ABS-equipped vehicles work very differently. These systems detect when a wheel is about to lock and automatically pulse the brakes many times per second. When ABS activates, the pedal often vibrates noticeably or pushes back against your foot. That sensation surprises people who have never felt it before. It is completely normal and means the system is working correctly. Your job during ABS activation is to maintain firm, steady pressure on the pedal and focus on steering. Many drivers instinctively release the pedal when it vibrates — that is exactly the wrong response.
Electronic stability control adds another layer of protection. Most vehicles manufactured after 2012 include this system as a standard feature. It monitors the car's rotation and compares it to your steering input. When a skid begins, it applies braking force to individual wheels to help bring the car back in line. Knowing whether your vehicle has this feature, and understanding what it feels like when it engages, gives you much more confidence in a skid situation.
Pull out your owner's manual and read the braking section. Take the car out after the first snow of the year and get a real feel for how it stops on slippery ground. That ten minutes of practice could prevent an accident that would cost far more than ten minutes of your time.
Conclusion
Black ice is unpredictable by its very nature, but your response to it does not have to be. The tips covered here — resisting hard braking, holding the steering wheel steady, slowing down before trouble arrives, keeping your composure, and truly understanding how your brakes work — all come back to one central idea. Preparation beats panic every single time.

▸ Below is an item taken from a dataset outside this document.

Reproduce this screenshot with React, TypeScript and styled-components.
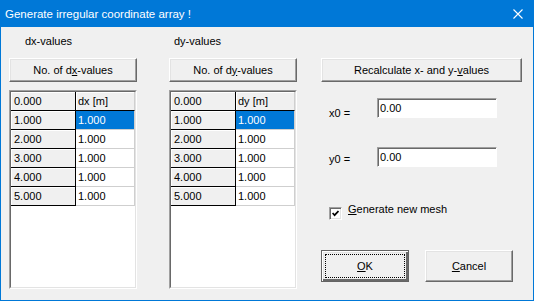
import React from "react";
import styled, { createGlobalStyle } from "styled-components";

const Global = createGlobalStyle`
  html, body { margin: 0; padding: 0; background: #ffffff; }
  body {
    font-family: "Liberation Sans", Arial, sans-serif;
    font-size: 11px;
    color: #000;
  }
`;

const Window = styled.div`
  width: 534px;
  height: 301px;
  box-sizing: border-box;
  background: #0078d7;
  padding: 0 1px 1px 1px;
  display: flex;
  flex-direction: column;
`;

const TitleBar = styled.div`
  height: 27px;
  flex: none;
  display: flex;
  align-items: center;
  justify-content: space-between;
  padding: 0 10px 0 4px;
  color: #ffffff;
  font-size: 11.5px;
`;

const Client = styled.div`
  flex: 1;
  background: #f0f0f0;
  display: flex;
  padding-left: 8px;
`;

const Column = styled.div<{ $width: number; $offset: number }>`
  width: ${(p) => p.$width}px;
  margin-left: ${(p) => p.$offset}px;
  display: flex;
  flex-direction: column;
`;

const ColLabel = styled.div<{ $indent: number }>`
  height: 31px;
  box-sizing: border-box;
  padding-top: 8px;
  padding-left: ${(p) => p.$indent}px;
  line-height: 13px;
`;

const PushButton = styled.button`
  height: 24px;
  width: 100%;
  box-sizing: border-box;
  margin: 0;
  padding: 0;
  font: inherit;
  color: #000;
  background: #f0f0f0;
  border: 1px solid;
  border-color: #ffffff #696969 #696969 #ffffff;
  box-shadow: inset -1px -1px #a0a0a0, inset 1px 1px #e3e3e3;
  line-height: 13px;
`;

const TableFrame = styled.div`
  margin-top: 8px;
  height: 199px;
  box-sizing: border-box;
  border: 1px solid;
  border-color: #a0a0a0 #ffffff #ffffff #a0a0a0;
  display: flex;
`;

const TableInner = styled.div`
  flex: 1;
  box-sizing: border-box;
  border: 1px solid;
  border-color: #696969 #e3e3e3 #e3e3e3 #696969;
  background: #ffffff;
  display: grid;
  grid-template-columns: 65px 59px;
  grid-auto-rows: 19px;
  align-content: start;
`;

type CellKind = "fixed" | "head" | "data" | "selected";

const Cell = styled.div<{ $kind: CellKind }>`
  box-sizing: border-box;
  height: 19px;
  line-height: 18px;
  white-space: nowrap;
  overflow: hidden;
  padding-left: ${(p) => (p.$kind === "fixed" ? 3 : 2)}px;
  background: ${(p) =>
    p.$kind === "fixed" || p.$kind === "head"
      ? "#f0f0f0"
      : p.$kind === "selected"
      ? "#0078d7"
      : "#ffffff"};
  color: ${(p) => (p.$kind === "selected" ? "#ffffff" : "#000000")};
  border-right: 1px solid ${(p) => (p.$kind === "fixed" ? "#000000" : "#cfcfcf")};
  border-bottom: 1px solid
    ${(p) => (p.$kind === "fixed" || p.$kind === "head" ? "#000000" : "#cfcfcf")};
  box-shadow: ${(p) =>
    p.$kind === "fixed" || p.$kind === "head" ? "inset 1px 1px #ffffff" : "none"};
`;

const FieldRow = styled.div<{ $top: number }>`
  display: flex;
  align-items: flex-end;
  margin-top: ${(p) => p.$top}px;
  padding-left: 8px;
`;

const FieldLabel = styled.div<{ $drop: number }>`
  width: 48px;
  line-height: 13px;
  margin-bottom: ${(p) => p.$drop}px;
`;

const TextBox = styled.input`
  width: 120px;
  height: 20px;
  box-sizing: border-box;
  margin: 0;
  padding: 0 0 0 2px;
  font: inherit;
  color: #000;
  background: #ffffff;
  border: 1px solid;
  border-color: #a0a0a0 #ffffff #ffffff #a0a0a0;
  box-shadow: inset 1px 1px #696969;
  outline: none;
`;

const CheckRow = styled.div`
  display: flex;
  align-items: flex-start;
  gap: 6px;
  margin-top: 40px;
  padding-left: 8px;
`;

const CheckBox = styled.span`
  width: 13px;
  height: 13px;
  box-sizing: border-box;
  flex: none;
  border: 1px solid;
  border-color: #a0a0a0 #ffffff #ffffff #a0a0a0;
  box-shadow: inset 1px 1px #696969, inset -1px -1px #e3e3e3;
  background: #ffffff;
  display: flex;
  align-items: center;
  justify-content: center;
`;

const CheckLabel = styled.span`
  line-height: 13px;
  margin-top: -4px;
`;

const ButtonRow = styled.div`
  display: flex;
  gap: 16px;
  margin-top: 30px;
`;

const DialogButton = styled.button<{ $default?: boolean }>`
  width: 88px;
  height: 32px;
  box-sizing: border-box;
  margin: 0;
  padding: 0;
  font: inherit;
  color: #000;
  background: #f0f0f0;
  line-height: 13px;
  border: 1px solid;
  border-color: ${(p) =>
    p.$default ? "#646464" : "#ffffff #696969 #696969 #ffffff"};
  box-shadow: ${(p) =>
    p.$default
      ? "inset 1px 1px #ffffff, inset -2px -2px #696969, inset 2px 2px #e3e3e3"
      : "inset -1px -1px #a0a0a0, inset 1px 1px #e3e3e3"};
  outline: ${(p) => (p.$default ? "1px dotted #000000" : "none")};
  outline-offset: -5px;
`;

const rows = [
  ["1.000", "1.000"],
  ["2.000", "1.000"],
  ["3.000", "1.000"],
  ["4.000", "1.000"],
  ["5.000", "1.000"],
];

function ValueTable({ unit }: { unit: string }) {
  return (
    <TableFrame>
      <TableInner>
        <Cell $kind="fixed">0.000</Cell>
        <Cell $kind="head">{unit}</Cell>
        {rows.map(([a, b], i) => (
          <React.Fragment key={a}>
            <Cell $kind="fixed">{a}</Cell>
            <Cell $kind={i === 0 ? "selected" : "data"}>{b}</Cell>
          </React.Fragment>
        ))}
      </TableInner>
    </TableFrame>
  );
}

function CloseIcon() {
  return (
    <svg width="10" height="10" viewBox="0 0 10 10" aria-hidden="true">
      <path d="M0.5 0.5 L9.5 9.5 M9.5 0.5 L0.5 9.5" stroke="#ffffff" strokeWidth="1.1" fill="none" />
    </svg>
  );
}

function CheckMark() {
  return (
    <svg width="7" height="7" viewBox="0 0 7 7" aria-hidden="true">
      <path d="M0.6 3 L2.6 5.2 L6.5 1" stroke="#000000" strokeWidth="1.7" fill="none" />
    </svg>
  );
}

export default function App() {
  return (
    <>
      <Global />
      <Window>
        <TitleBar>
          <span>Generate irregular coordinate array !</span>
          <CloseIcon />
        </TitleBar>
        <Client>
          <Column $width={128} $offset={0}>
            <ColLabel $indent={16}>dx-values</ColLabel>
            <PushButton>
              No. of d<u>x</u>-values
            </PushButton>
            <ValueTable unit="dx [m]" />
          </Column>
          <Column $width={128} $offset={32}>
            <ColLabel $indent={5}>dy-values</ColLabel>
            <PushButton>
              No. of d<u>y</u>-values
            </PushButton>
            <ValueTable unit="dy [m]" />
          </Column>
          <Column $width={201} $offset={24}>
            <ColLabel $indent={0} />
            <PushButton>
              Recalculate x- and y-<u>v</u>alues
            </PushButton>
            <FieldRow $top={16}>
              <FieldLabel $drop={-2}>x0 =</FieldLabel>
              <TextBox readOnly defaultValue="0.00" />
            </FieldRow>
            <FieldRow $top={29}>
              <FieldLabel $drop={1}>y0 =</FieldLabel>
              <TextBox readOnly defaultValue="0.00" />
            </FieldRow>
            <CheckRow>
              <CheckBox>
                <CheckMark />
              </CheckBox>
              <CheckLabel>
                <u>G</u>enerate new mesh
              </CheckLabel>
            </CheckRow>
            <ButtonRow>
              <DialogButton $default>
                <u>O</u>K
              </DialogButton>
              <DialogButton>
                <u>C</u>ancel
              </DialogButton>
            </ButtonRow>
          </Column>
        </Client>
      </Window>
    </>
  );
}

Winter roads will test you, usually when you are least expecting it. What separates a driver who handles it well from one who does not is a combination of practice, knowledge, and the mental discipline to stay composed when everything feels out of control. Review these 6 tips for driving on black ice before the season starts, share them with newer drivers in your life, and take a few minutes to practice in a safe environment. That investment is small. What it protects is not.